Eskom announced this during its 2022 Transmission Development Plan (TDP) Public Forum, where it shared its Transmission grid development plans for 2023 to 2032, as well as an update on separating the transmission business as a wholly owned subsidiary of Eskom Holdings.

Eskom transmission managing director Segomoco Scheppers said: “The next five years are very critical for security of supply. If the TDP 2022 requirements to deliver an adequate transmission network capacity by 2027 are to be met, a significant investment of R72.2 billion will be required to expand and strengthen the transmission grid over the next five years.”

In the wake of this, the South African Wind Energy Association (Sawea) has called for the country’s energy liberalisation to assist in bringing the energy availability levels up to the required level, as having exceeded the 150th day of load shedding this year, South Africa’s economy continued to feel the strain of energy availability.

President Cyril Ramaphosa has been accelerating the pathway to liberalising South Africa’s energy sector, as the country’s energy insecurity worsens, by scrapping licence rules for private power generators and other implementations.
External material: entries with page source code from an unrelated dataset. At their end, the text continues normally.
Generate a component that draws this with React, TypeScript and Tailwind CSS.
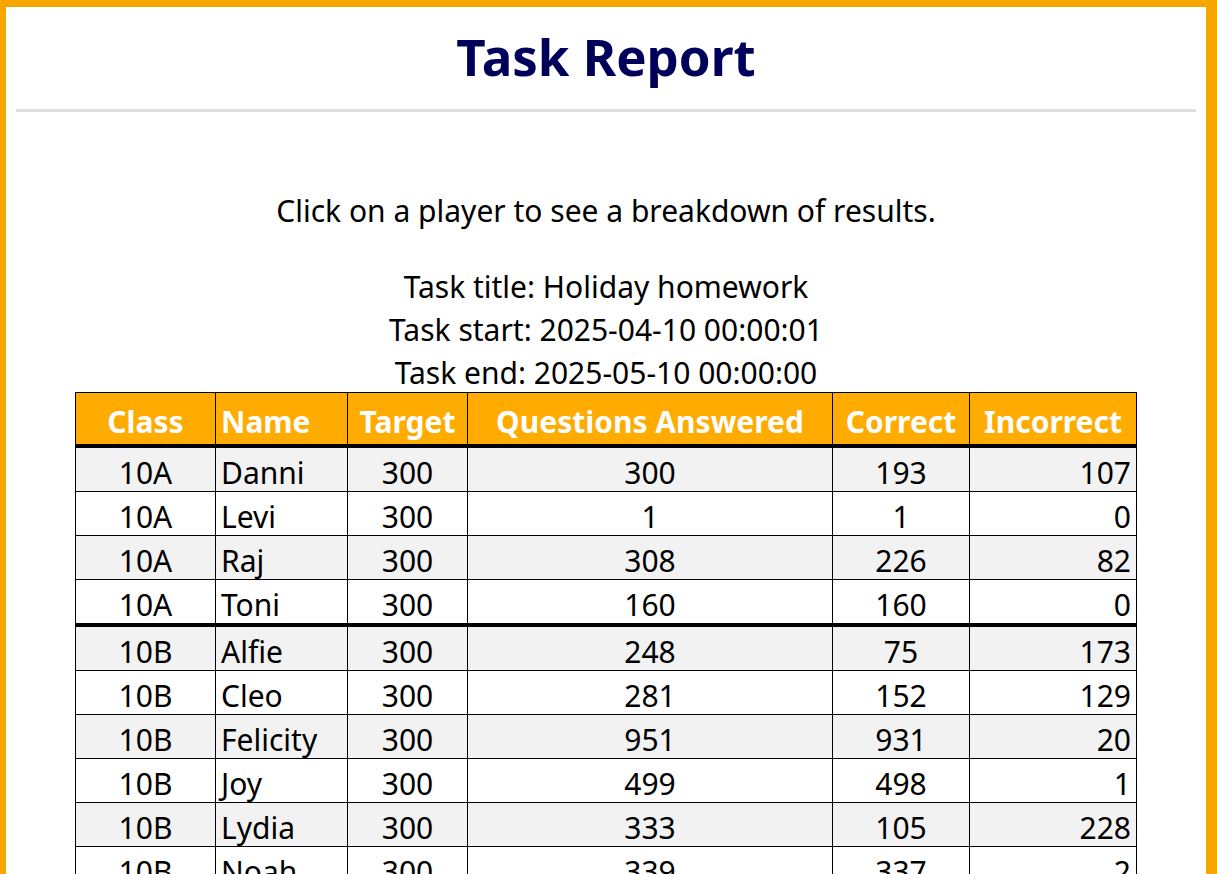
import React from 'react';

type Row = {
  cls: string;
  name: string;
  target: number;
  answered: number;
  correct: number;
  incorrect: number;
};

const rows: Row[] = [
  { cls: '10A', name: 'Danni', target: 300, answered: 300, correct: 193, incorrect: 107 },
  { cls: '10A', name: 'Levi', target: 300, answered: 1, correct: 1, incorrect: 0 },
  { cls: '10A', name: 'Raj', target: 300, answered: 308, correct: 226, incorrect: 82 },
  { cls: '10A', name: 'Toni', target: 300, answered: 160, correct: 160, incorrect: 0 },
  { cls: '10B', name: 'Alfie', target: 300, answered: 248, correct: 75, incorrect: 173 },
  { cls: '10B', name: 'Cleo', target: 300, answered: 281, correct: 152, incorrect: 129 },
  { cls: '10B', name: 'Felicity', target: 300, answered: 951, correct: 931, incorrect: 20 },
  { cls: '10B', name: 'Joy', target: 300, answered: 499, correct: 498, incorrect: 1 },
  { cls: '10B', name: 'Lydia', target: 300, answered: 333, correct: 105, incorrect: 228 },
  { cls: '10B', name: 'Noah', target: 300, answered: 339, correct: 337, incorrect: 2 },
];

const cell = 'border border-black px-[5px] pt-[6px] pb-0';
const head = 'border border-b-4 border-black px-[5px] pt-[10px] pb-[4px] font-bold';

export default function App() {
  return (
    <div
      className="min-h-screen bg-[#f7a600] pt-[7px] pl-[6px] pr-[11px] text-black"
      style={{ fontFamily: '"Noto Sans", "Open Sans", sans-serif' }}
    >
      <div className="min-h-[867px] bg-white">
        <h1 className="pt-[12px] pb-[16px] text-center text-[51px] font-bold leading-[74px] text-[#00005a]">
          Task Report
        </h1>
        <div className="mx-[10px] h-[3px] bg-[#dddde2]" />

        <p className="mt-[78px] text-center text-[30px] leading-[42px]">
          Click on a player to see a breakdown of results.
        </p>

        <div className="mt-[33px] text-center text-[30px] leading-[43px]">
          <p>Task title: Holiday homework</p>
          <p>Task start: 2025-04-10 00:00:01</p>
          <p>Task end: 2025-05-10 00:00:00</p>
        </div>

        <table className="mx-[69px] -mt-[2px] w-[1062px] border-collapse text-[30px] leading-[37px]">
          <thead>
            <tr className="bg-[#ffab00] text-white">
              <th className={`${head} w-[140px] text-center`}>Class</th>
              <th className={`${head} w-[132px] text-left`}>Name</th>
              <th className={`${head} w-[120px] text-center`}>Target</th>
              <th className={`${head} w-[365px] text-center`}>Questions Answered</th>
              <th className={`${head} w-[137px] text-center`}>Correct</th>
              <th className={`${head} text-center`}>Incorrect</th>
            </tr>
          </thead>
          <tbody>
            {rows.map((r, i) => {
              const groupEnd = i < rows.length - 1 && rows[i + 1].cls !== r.cls;
              const b = groupEnd ? 'border-b-4' : '';
              return (
                <tr key={r.name} className={i % 2 === 0 ? 'bg-[#f2f2f2]' : 'bg-white'}>
                  <td className={`${cell} ${b} text-center`}>{r.cls}</td>
                  <td className={`${cell} ${b} text-left`}>{r.name}</td>
                  <td className={`${cell} ${b} text-center`}>{r.target}</td>
                  <td className={`${cell} ${b} text-center`}>{r.answered}</td>
                  <td className={`${cell} ${b} text-center`}>{r.correct}</td>
                  <td className={`${cell} ${b} text-right`}>{r.incorrect}</td>
                </tr>
              );
            })}
          </tbody>
        </table>
      </div>
    </div>
  );
}
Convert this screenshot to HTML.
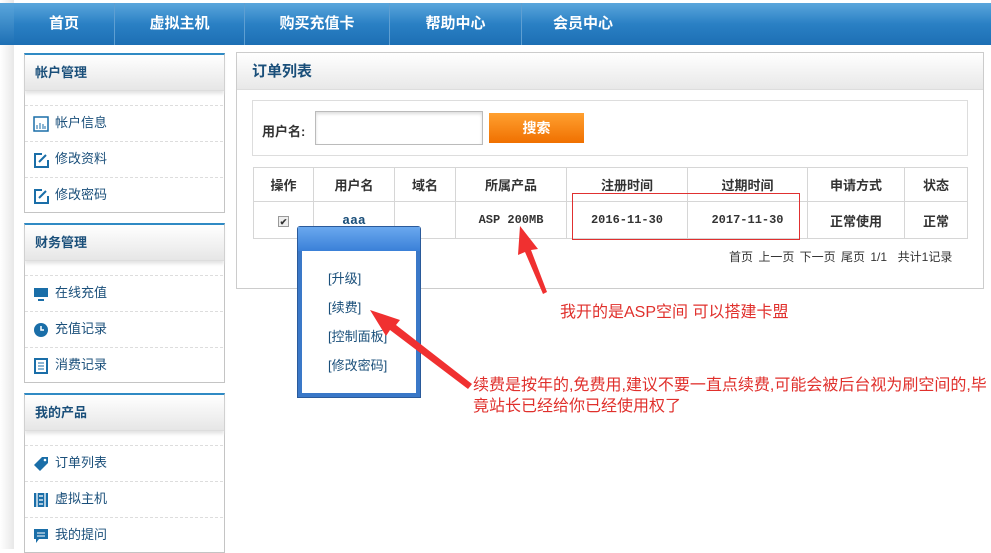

However, even with the removal of this red tape, there are still blockages to delivering new energy generation.

Sawea CEO Niveshen Govender said: “We believe that while the Electricity Regulation Act amendment bill is the right policy intervention to support a liberalised energy market in South Africa, the removal of the licence requirement for own use projects will not have the desired outcomes if not implemented efficiently and effectively.”

Govender said policy alone was not enough. They needed to manage and improve the bureaucracy of the process required to build new generation capacity, and renewable energy capacity specifically.

“Our industry needs grid connection application, and wheeling conditions need to be standardised and finalised nationwide, as well as permitting requirements and processes that are accessible and practical,” he said.